Task brief: Would you repeat the listing exactly but omit every picture?

----

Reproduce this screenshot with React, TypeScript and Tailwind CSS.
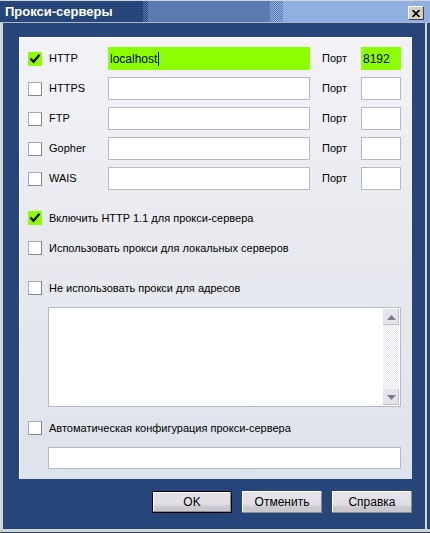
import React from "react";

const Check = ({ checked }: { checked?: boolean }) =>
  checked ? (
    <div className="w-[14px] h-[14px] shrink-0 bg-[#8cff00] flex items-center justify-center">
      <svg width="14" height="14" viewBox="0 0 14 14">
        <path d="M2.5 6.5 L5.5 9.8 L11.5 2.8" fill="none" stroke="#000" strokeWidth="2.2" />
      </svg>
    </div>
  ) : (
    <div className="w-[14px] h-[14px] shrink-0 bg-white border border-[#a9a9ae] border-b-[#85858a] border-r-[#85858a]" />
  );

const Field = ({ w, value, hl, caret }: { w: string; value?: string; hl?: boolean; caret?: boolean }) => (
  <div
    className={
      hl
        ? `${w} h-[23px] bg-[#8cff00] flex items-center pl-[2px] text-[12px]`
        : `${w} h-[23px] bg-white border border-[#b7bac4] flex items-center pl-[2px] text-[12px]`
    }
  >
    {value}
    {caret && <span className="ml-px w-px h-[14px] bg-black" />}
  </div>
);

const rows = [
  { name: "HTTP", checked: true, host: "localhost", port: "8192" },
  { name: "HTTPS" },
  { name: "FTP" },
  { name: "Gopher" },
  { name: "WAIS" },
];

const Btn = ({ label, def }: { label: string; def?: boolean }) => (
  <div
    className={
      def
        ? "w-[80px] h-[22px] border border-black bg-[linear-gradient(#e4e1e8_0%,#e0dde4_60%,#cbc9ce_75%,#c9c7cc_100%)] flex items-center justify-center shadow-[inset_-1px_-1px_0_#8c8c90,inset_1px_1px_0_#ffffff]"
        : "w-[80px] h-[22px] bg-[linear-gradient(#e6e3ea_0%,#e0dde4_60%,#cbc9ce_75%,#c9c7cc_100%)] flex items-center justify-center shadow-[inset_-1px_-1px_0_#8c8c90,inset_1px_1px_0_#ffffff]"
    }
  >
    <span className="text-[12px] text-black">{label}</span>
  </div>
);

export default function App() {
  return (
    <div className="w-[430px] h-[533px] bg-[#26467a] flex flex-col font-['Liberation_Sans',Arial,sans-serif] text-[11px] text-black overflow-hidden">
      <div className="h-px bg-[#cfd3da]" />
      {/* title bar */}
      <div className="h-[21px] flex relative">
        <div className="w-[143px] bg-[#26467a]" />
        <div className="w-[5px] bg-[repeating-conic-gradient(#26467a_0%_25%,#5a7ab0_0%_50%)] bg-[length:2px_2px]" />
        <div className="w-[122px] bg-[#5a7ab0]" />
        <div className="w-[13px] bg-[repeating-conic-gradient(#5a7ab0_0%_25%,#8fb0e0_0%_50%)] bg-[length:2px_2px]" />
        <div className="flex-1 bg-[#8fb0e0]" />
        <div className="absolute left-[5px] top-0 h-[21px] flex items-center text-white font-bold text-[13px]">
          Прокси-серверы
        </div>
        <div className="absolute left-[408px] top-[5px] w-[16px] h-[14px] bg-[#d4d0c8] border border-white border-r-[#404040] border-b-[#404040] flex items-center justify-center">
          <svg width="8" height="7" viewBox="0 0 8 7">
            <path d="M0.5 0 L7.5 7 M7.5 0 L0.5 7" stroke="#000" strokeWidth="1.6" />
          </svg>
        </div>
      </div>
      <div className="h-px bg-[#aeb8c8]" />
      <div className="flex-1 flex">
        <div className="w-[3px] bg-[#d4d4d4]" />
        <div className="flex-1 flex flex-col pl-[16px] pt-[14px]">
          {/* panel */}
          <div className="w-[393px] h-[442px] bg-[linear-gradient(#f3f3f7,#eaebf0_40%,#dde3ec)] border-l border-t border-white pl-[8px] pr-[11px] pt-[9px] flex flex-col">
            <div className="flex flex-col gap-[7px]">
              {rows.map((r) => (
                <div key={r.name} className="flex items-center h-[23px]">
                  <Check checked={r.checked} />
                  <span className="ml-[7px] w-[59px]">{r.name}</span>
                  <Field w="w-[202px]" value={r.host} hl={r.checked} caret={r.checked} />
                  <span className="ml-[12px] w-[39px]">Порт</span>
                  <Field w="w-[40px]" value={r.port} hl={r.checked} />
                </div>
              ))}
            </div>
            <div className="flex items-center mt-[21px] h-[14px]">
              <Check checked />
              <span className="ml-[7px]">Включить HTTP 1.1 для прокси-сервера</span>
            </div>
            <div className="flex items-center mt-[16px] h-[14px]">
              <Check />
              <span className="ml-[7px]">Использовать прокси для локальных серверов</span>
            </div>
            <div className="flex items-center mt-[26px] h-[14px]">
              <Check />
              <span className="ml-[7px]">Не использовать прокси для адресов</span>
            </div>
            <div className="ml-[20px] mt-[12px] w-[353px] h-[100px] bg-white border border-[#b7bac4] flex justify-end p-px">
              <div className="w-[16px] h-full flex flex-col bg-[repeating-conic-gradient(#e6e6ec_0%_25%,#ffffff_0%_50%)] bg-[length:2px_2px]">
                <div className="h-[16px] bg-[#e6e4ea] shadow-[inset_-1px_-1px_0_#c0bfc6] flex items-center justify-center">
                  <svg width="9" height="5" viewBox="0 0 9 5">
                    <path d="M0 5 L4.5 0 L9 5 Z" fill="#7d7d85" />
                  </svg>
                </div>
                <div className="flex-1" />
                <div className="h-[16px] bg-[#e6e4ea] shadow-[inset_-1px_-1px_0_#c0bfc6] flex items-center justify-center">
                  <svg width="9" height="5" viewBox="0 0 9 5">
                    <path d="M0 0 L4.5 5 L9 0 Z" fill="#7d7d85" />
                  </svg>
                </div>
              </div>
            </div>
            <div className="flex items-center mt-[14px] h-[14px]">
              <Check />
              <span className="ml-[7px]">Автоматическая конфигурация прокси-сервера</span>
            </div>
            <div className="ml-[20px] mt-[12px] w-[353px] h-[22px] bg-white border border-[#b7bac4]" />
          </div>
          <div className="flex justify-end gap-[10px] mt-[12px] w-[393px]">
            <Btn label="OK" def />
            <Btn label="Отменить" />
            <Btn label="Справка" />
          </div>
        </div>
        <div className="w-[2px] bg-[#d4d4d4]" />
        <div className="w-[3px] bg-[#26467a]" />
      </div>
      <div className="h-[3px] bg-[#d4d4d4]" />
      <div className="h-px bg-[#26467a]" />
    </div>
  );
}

----

The output:
Reproduce this screenshot with React, TypeScript and Tailwind CSS.
import React from "react";

const Check = ({ checked }: { checked?: boolean }) =>
  checked ? (
    <div className="w-[14px] h-[14px] shrink-0 bg-[#8cff00] flex items-center justify-center">
      <svg width="14" height="14" viewBox="0 0 14 14">
        <path d="M2.5 6.5 L5.5 9.8 L11.5 2.8" fill="none" stroke="#000" strokeWidth="2.2" />
      </svg>
    </div>
  ) : (
    <div className="w-[14px] h-[14px] shrink-0 bg-white border border-[#a9a9ae] border-b-[#85858a] border-r-[#85858a]" />
  );

const Field = ({ w, value, hl, caret }: { w: string; value?: string; hl?: boolean; caret?: boolean }) => (
  <div
    className={
      hl
        ? `${w} h-[23px] bg-[#8cff00] flex items-center pl-[2px] text-[12px]`
        : `${w} h-[23px] bg-white border border-[#b7bac4] flex items-center pl-[2px] text-[12px]`
    }
  >
    {value}
    {caret && <span className="ml-px w-px h-[14px] bg-black" />}
  </div>
);

const rows = [
  { name: "HTTP", checked: true, host: "localhost", port: "8192" },
  { name: "HTTPS" },
  { name: "FTP" },
  { name: "Gopher" },
  { name: "WAIS" },
];

const Btn = ({ label, def }: { label: string; def?: boolean }) => (
  <div
    className={
      def
        ? "w-[80px] h-[22px] border border-black bg-[linear-gradient(#e4e1e8_0%,#e0dde4_60%,#cbc9ce_75%,#c9c7cc_100%)] flex items-center justify-center shadow-[inset_-1px_-1px_0_#8c8c90,inset_1px_1px_0_#ffffff]"
        : "w-[80px] h-[22px] bg-[linear-gradient(#e6e3ea_0%,#e0dde4_60%,#cbc9ce_75%,#c9c7cc_100%)] flex items-center justify-center shadow-[inset_-1px_-1px_0_#8c8c90,inset_1px_1px_0_#ffffff]"
    }
  >
    <span className="text-[12px] text-black">{label}</span>
  </div>
);

export default function App() {
  return (
    <div className="w-[430px] h-[533px] bg-[#26467a] flex flex-col font-['Liberation_Sans',Arial,sans-serif] text-[11px] text-black overflow-hidden">
      <div className="h-px bg-[#cfd3da]" />
      {/* title bar */}
      <div className="h-[21px] flex relative">
        <div className="w-[143px] bg-[#26467a]" />
        <div className="w-[5px] bg-[repeating-conic-gradient(#26467a_0%_25%,#5a7ab0_0%_50%)] bg-[length:2px_2px]" />
        <div className="w-[122px] bg-[#5a7ab0]" />
        <div className="w-[13px] bg-[repeating-conic-gradient(#5a7ab0_0%_25%,#8fb0e0_0%_50%)] bg-[length:2px_2px]" />
        <div className="flex-1 bg-[#8fb0e0]" />
        <div className="absolute left-[5px] top-0 h-[21px] flex items-center text-white font-bold text-[13px]">
          Прокси-серверы
        </div>
        <div className="absolute left-[408px] top-[5px] w-[16px] h-[14px] bg-[#d4d0c8] border border-white border-r-[#404040] border-b-[#404040] flex items-center justify-center">
          <svg width="8" height="7" viewBox="0 0 8 7">
            <path d="M0.5 0 L7.5 7 M7.5 0 L0.5 7" stroke="#000" strokeWidth="1.6" />
          </svg>
        </div>
      </div>
      <div className="h-px bg-[#aeb8c8]" />
      <div className="flex-1 flex">
        <div className="w-[3px] bg-[#d4d4d4]" />
        <div className="flex-1 flex flex-col pl-[16px] pt-[14px]">
          {/* panel */}
          <div className="w-[393px] h-[442px] bg-[linear-gradient(#f3f3f7,#eaebf0_40%,#dde3ec)] border-l border-t border-white pl-[8px] pr-[11px] pt-[9px] flex flex-col">
            <div className="flex flex-col gap-[7px]">
              {rows.map((r) => (
                <div key={r.name} className="flex items-center h-[23px]">
                  <Check checked={r.checked} />
                  <span className="ml-[7px] w-[59px]">{r.name}</span>
                  <Field w="w-[202px]" value={r.host} hl={r.checked} caret={r.checked} />
                  <span className="ml-[12px] w-[39px]">Порт</span>
                  <Field w="w-[40px]" value={r.port} hl={r.checked} />
                </div>
              ))}
            </div>
            <div className="flex items-center mt-[21px] h-[14px]">
              <Check checked />
              <span className="ml-[7px]">Включить HTTP 1.1 для прокси-сервера</span>
            </div>
            <div className="flex items-center mt-[16px] h-[14px]">
              <Check />
              <span className="ml-[7px]">Использовать прокси для локальных серверов</span>
            </div>
            <div className="flex items-center mt-[26px] h-[14px]">
              <Check />
              <span className="ml-[7px]">Не использовать прокси для адресов</span>
            </div>
            <div className="ml-[20px] mt-[12px] w-[353px] h-[100px] bg-white border border-[#b7bac4] flex justify-end p-px">
              <div className="w-[16px] h-full flex flex-col bg-[repeating-conic-gradient(#e6e6ec_0%_25%,#ffffff_0%_50%)] bg-[length:2px_2px]">
                <div className="h-[16px] bg-[#e6e4ea] shadow-[inset_-1px_-1px_0_#c0bfc6] flex items-center justify-center">
                  <svg width="9" height="5" viewBox="0 0 9 5">
                    <path d="M0 5 L4.5 0 L9 5 Z" fill="#7d7d85" />
                  </svg>
                </div>
                <div className="flex-1" />
                <div className="h-[16px] bg-[#e6e4ea] shadow-[inset_-1px_-1px_0_#c0bfc6] flex items-center justify-center">
                  <svg width="9" height="5" viewBox="0 0 9 5">
                    <path d="M0 0 L4.5 5 L9 0 Z" fill="#7d7d85" />
                  </svg>
                </div>
              </div>
            </div>
            <div className="flex items-center mt-[14px] h-[14px]">
              <Check />
              <span className="ml-[7px]">Автоматическая конфигурация прокси-сервера</span>
            </div>
            <div className="ml-[20px] mt-[12px] w-[353px] h-[22px] bg-white border border-[#b7bac4]" />
          </div>
          <div className="flex justify-end gap-[10px] mt-[12px] w-[393px]">
            <Btn label="OK" def />
            <Btn label="Отменить" />
            <Btn label="Справка" />
          </div>
        </div>
        <div className="w-[2px] bg-[#d4d4d4]" />
        <div className="w-[3px] bg-[#26467a]" />
      </div>
      <div className="h-[3px] bg-[#d4d4d4]" />
      <div className="h-px bg-[#26467a]" />
    </div>
  );
}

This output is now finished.